(Saved data entries)
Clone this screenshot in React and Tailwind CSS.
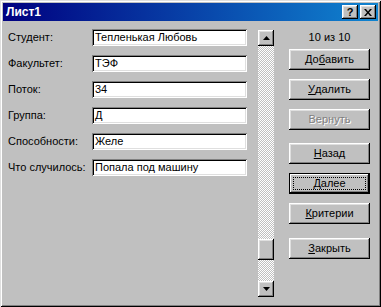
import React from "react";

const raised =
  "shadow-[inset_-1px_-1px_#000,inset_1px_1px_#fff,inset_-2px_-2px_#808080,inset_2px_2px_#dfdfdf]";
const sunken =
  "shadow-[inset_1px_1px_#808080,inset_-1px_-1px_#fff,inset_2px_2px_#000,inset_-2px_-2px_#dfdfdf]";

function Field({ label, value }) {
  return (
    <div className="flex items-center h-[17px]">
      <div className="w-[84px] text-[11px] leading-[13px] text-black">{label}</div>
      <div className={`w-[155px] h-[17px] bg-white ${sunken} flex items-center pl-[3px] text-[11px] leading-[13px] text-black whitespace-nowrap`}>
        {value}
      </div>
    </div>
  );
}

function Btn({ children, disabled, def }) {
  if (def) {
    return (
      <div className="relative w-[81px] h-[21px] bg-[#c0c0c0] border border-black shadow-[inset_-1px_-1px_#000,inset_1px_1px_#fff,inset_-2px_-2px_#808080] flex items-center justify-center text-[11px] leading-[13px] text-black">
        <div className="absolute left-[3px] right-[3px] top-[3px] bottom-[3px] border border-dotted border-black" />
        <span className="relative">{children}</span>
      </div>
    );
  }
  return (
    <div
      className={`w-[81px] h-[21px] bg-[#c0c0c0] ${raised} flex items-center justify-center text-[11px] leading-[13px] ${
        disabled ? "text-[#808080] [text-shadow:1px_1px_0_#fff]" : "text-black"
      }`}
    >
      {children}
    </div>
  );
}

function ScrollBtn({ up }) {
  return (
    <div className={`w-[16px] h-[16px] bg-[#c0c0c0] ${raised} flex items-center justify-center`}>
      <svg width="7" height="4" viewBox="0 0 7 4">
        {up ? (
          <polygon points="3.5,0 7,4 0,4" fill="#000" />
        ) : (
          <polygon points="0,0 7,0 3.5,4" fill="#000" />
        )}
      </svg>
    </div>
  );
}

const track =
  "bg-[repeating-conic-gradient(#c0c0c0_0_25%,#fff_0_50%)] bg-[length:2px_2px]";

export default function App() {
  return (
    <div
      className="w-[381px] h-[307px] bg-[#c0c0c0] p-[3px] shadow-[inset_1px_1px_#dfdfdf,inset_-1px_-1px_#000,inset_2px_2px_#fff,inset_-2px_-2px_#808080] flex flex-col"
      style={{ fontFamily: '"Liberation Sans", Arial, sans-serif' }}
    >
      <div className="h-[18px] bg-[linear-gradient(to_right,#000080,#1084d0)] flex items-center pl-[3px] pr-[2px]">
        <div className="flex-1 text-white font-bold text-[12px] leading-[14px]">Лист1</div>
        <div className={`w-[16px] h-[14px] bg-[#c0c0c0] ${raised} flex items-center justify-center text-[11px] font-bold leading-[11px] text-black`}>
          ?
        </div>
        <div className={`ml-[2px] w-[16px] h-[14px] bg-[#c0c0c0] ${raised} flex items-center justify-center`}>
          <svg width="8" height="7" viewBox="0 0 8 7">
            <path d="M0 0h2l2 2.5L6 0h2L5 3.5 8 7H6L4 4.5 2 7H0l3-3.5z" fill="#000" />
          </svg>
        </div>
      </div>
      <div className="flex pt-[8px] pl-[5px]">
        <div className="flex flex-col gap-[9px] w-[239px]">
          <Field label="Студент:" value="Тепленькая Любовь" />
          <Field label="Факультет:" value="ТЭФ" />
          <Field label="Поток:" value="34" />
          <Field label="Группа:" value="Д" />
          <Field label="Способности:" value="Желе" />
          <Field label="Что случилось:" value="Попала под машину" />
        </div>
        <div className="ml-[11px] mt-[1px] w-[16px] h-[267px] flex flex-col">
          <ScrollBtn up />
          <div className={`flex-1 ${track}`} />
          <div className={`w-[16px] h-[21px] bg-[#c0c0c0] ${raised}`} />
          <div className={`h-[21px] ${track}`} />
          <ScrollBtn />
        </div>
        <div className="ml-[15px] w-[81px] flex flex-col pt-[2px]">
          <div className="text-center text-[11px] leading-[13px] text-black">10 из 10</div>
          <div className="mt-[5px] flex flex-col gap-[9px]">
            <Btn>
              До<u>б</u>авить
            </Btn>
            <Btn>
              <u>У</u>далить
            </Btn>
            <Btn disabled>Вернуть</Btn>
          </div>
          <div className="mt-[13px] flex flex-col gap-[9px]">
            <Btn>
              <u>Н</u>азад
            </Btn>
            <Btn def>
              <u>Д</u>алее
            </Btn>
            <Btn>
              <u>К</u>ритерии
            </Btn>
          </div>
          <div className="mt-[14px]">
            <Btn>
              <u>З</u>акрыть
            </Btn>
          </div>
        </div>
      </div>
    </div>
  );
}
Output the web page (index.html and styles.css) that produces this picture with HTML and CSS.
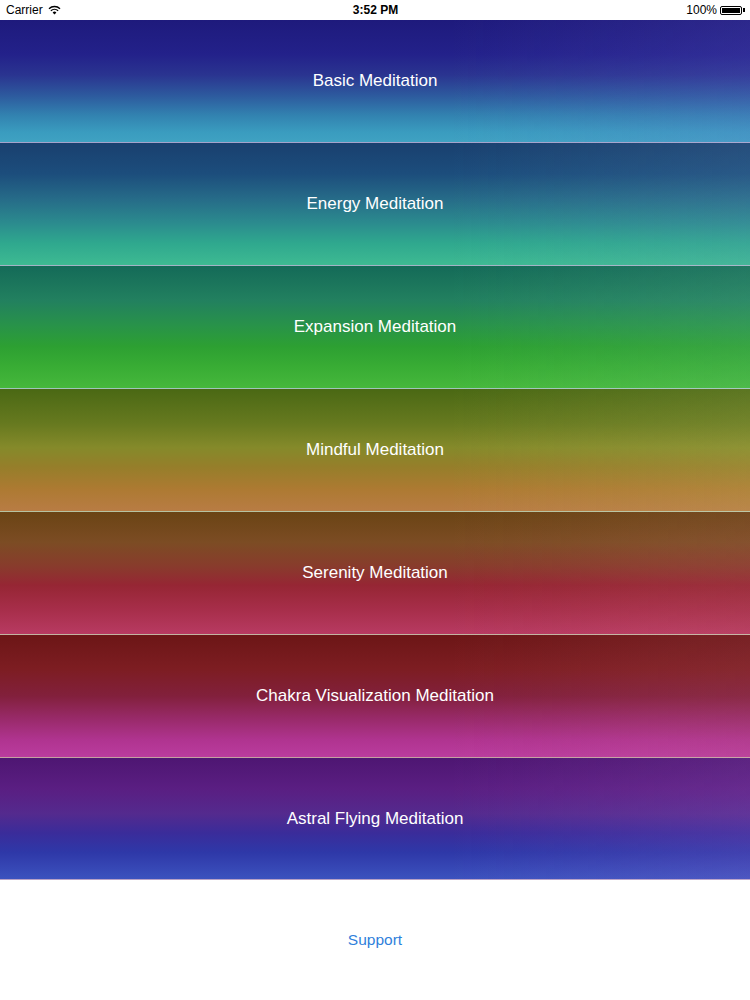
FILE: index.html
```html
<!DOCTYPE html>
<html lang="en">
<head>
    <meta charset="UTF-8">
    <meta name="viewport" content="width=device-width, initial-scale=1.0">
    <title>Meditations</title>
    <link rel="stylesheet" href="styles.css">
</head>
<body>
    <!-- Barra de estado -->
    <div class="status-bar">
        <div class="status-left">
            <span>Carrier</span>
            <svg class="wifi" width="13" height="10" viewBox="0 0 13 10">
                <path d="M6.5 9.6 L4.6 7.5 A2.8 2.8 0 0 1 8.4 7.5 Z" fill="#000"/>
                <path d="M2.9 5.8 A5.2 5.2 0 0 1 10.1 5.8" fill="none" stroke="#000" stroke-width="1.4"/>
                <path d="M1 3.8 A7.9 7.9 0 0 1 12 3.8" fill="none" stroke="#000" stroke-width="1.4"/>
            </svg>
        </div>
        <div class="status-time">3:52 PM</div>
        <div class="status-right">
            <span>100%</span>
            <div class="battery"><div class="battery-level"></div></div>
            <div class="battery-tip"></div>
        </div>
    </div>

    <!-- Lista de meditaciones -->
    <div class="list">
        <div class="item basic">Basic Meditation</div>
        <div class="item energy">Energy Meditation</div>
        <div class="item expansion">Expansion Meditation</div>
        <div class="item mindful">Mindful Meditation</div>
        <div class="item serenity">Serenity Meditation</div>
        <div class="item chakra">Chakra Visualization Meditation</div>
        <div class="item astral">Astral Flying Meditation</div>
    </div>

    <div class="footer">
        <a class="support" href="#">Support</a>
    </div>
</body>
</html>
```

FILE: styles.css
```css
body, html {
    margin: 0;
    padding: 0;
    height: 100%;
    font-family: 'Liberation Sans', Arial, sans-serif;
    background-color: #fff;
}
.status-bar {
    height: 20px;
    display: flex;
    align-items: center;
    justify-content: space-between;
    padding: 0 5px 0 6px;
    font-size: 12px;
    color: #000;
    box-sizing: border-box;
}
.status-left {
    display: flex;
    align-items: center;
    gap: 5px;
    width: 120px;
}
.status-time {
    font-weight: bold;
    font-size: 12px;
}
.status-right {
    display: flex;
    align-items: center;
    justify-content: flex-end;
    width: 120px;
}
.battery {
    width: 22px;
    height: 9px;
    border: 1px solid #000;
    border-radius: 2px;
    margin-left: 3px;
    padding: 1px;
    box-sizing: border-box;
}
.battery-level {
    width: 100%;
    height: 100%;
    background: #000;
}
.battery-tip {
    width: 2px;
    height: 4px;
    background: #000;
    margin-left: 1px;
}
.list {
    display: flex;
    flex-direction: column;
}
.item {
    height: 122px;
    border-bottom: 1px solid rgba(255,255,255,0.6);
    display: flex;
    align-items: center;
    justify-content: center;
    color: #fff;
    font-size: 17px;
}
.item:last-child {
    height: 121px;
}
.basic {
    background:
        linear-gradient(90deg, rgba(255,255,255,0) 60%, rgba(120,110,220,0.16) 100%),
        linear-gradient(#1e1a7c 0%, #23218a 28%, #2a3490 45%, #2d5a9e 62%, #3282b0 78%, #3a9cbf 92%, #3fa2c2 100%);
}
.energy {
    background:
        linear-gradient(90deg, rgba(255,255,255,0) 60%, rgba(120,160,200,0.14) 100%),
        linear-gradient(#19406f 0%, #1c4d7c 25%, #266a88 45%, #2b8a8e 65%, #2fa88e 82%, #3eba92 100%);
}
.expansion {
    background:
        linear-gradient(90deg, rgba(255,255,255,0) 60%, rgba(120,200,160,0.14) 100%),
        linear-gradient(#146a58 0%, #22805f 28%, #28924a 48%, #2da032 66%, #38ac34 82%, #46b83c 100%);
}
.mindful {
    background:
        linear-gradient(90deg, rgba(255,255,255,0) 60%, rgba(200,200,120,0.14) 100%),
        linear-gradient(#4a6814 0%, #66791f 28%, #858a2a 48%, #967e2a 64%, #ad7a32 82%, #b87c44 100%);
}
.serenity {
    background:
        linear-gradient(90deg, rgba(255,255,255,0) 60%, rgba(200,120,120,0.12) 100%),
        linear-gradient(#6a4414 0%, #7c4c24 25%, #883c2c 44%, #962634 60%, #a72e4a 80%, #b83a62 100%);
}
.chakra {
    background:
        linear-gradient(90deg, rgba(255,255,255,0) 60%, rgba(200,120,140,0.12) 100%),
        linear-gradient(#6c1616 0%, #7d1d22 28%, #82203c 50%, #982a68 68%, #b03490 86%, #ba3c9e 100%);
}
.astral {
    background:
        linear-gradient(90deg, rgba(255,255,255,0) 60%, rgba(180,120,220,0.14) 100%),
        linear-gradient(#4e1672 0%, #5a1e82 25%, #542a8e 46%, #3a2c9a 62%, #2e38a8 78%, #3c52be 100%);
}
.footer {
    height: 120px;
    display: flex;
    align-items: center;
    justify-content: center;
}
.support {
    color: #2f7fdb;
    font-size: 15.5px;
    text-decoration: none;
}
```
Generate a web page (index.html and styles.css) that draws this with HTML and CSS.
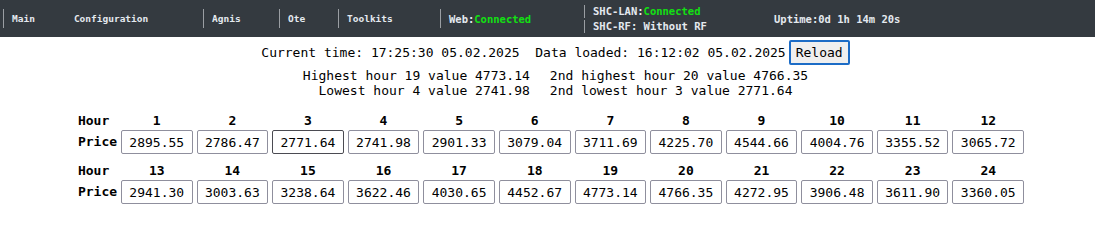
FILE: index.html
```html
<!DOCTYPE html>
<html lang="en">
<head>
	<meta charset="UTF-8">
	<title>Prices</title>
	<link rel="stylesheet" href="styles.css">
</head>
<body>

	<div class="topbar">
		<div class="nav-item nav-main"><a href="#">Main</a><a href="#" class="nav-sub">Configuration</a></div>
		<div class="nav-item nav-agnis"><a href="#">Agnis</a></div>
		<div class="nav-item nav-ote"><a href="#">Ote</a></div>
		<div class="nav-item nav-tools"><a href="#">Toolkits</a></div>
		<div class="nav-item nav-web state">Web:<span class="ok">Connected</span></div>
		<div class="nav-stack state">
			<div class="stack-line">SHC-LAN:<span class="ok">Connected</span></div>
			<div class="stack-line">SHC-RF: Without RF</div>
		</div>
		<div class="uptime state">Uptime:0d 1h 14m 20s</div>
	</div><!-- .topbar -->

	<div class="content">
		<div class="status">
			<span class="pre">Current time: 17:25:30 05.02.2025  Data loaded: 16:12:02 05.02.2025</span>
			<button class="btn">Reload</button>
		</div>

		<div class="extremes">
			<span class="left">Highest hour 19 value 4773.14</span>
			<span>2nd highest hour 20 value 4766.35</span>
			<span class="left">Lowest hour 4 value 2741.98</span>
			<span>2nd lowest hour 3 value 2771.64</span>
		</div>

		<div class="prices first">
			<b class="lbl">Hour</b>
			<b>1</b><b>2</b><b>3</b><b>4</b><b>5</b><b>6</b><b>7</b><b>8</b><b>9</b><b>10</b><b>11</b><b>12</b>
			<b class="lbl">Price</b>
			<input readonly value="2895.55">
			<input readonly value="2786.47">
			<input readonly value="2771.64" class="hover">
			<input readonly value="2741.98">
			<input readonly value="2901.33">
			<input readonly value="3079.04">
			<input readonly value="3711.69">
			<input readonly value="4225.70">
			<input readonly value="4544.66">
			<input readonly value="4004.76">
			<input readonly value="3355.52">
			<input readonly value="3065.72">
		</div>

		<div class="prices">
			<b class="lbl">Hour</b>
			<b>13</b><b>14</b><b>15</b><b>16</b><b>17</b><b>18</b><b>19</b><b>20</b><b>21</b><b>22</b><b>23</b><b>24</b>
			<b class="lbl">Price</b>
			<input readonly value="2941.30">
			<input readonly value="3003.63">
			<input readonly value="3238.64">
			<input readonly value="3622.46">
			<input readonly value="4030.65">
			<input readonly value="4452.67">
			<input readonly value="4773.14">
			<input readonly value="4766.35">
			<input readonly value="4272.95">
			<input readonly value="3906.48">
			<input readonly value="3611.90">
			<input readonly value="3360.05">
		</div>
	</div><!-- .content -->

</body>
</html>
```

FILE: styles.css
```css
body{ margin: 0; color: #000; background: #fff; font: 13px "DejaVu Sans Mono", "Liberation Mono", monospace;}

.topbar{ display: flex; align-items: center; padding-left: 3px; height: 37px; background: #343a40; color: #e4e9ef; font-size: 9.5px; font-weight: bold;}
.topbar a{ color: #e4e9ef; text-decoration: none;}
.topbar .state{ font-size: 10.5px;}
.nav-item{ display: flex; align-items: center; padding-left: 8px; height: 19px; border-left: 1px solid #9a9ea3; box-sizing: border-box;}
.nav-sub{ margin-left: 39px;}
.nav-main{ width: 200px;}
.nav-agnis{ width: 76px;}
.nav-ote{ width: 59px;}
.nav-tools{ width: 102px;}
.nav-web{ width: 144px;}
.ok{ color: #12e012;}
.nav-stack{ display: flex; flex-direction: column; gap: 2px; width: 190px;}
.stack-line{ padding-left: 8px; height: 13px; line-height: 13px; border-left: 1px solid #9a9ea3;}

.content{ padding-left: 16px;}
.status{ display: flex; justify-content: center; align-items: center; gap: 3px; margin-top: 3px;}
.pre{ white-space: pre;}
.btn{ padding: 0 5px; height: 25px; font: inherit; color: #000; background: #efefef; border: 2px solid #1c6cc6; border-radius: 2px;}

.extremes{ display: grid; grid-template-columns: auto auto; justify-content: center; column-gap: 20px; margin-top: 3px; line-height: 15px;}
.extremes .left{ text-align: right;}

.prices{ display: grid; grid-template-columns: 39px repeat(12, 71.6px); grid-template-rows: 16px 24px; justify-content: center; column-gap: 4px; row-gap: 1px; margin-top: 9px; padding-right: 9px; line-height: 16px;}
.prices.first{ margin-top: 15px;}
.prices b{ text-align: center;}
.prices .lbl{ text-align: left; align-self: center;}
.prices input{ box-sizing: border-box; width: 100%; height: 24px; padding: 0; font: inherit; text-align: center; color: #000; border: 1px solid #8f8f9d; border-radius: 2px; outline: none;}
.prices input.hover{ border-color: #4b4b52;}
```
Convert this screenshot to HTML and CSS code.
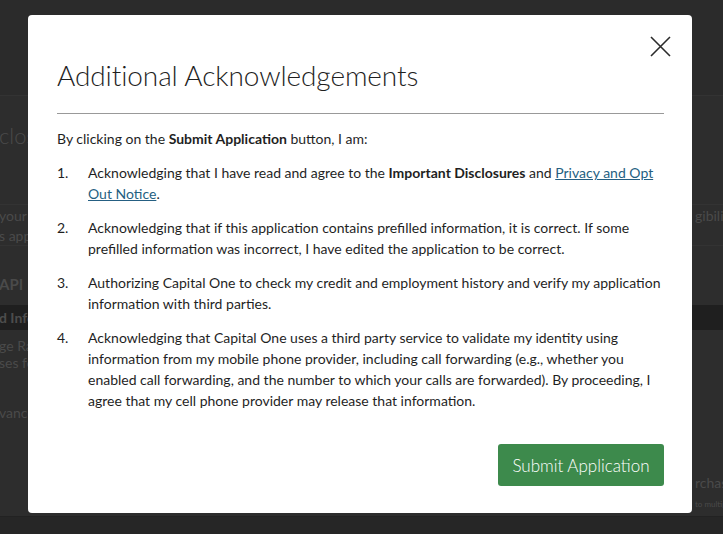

- **WHAT YOU WILL DO**:
Return all the lines that contain the string "React".

- **RESULT**:
Clone this screenshot in React and Tailwind CSS.
import React from "react";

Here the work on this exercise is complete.